As you might have guessed, the crux of Internet obscenity is how one defines "community standards" on the Internet:

a) Today - we use a “nationwide audience” under Reno, but in practice the most sensitive venue is used by prosecutors for forum shopping.

b)  This "most puritanical jurisdiction" policy has been challenged in the case of Nitke v. Ashcroft.  Further, there have been very few prosecutions for obscenity in the last decade and there is some doubt that obscenity laws are still valid after Lawrence v. Texas, 539 U.S. 558 (2003) invalidated the use of bare morality as a justification for laws.  One court, in the Extreme Associates, 352 F.Supp 2d 578 (2005) case, has already held obscenity laws to be unconstitutional.


 

iii. Child Pornography

Sexual images involving children are completely unprotected under the Ferber, 458 U.S. 747 (1982) and Osborne, 495 U.S. 103 (1990) cases, and there have been numerous state and federal prosecutions for posting these sorts of images.

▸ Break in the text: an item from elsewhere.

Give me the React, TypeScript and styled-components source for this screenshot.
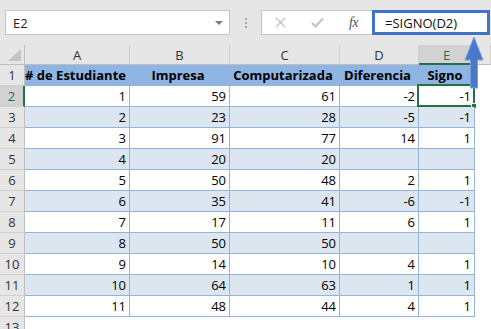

However, in 2002 the U.S. Supreme Court ruled in Ashcroft v. Free Speech Coalition, 535 U.S. 234 (2002) that there is an exception for “virtual” porn that does not involve actual children.



 

iv. Record keeping required under federal law

18 U.S.C. § 2257 requires “producers” of adult material to keep a record of the name, any alias used, and date of birth of all people who appear in adult content on a web site.

This law applies to even non-commercial sites such as personal blogs.

Right now the Department of Justice pushing for additional record-keeping requirments that include images posted and the URL of the site for 5 years after site closes.  This has not been passed into law yet, but would have serious implications for bloggers if it is.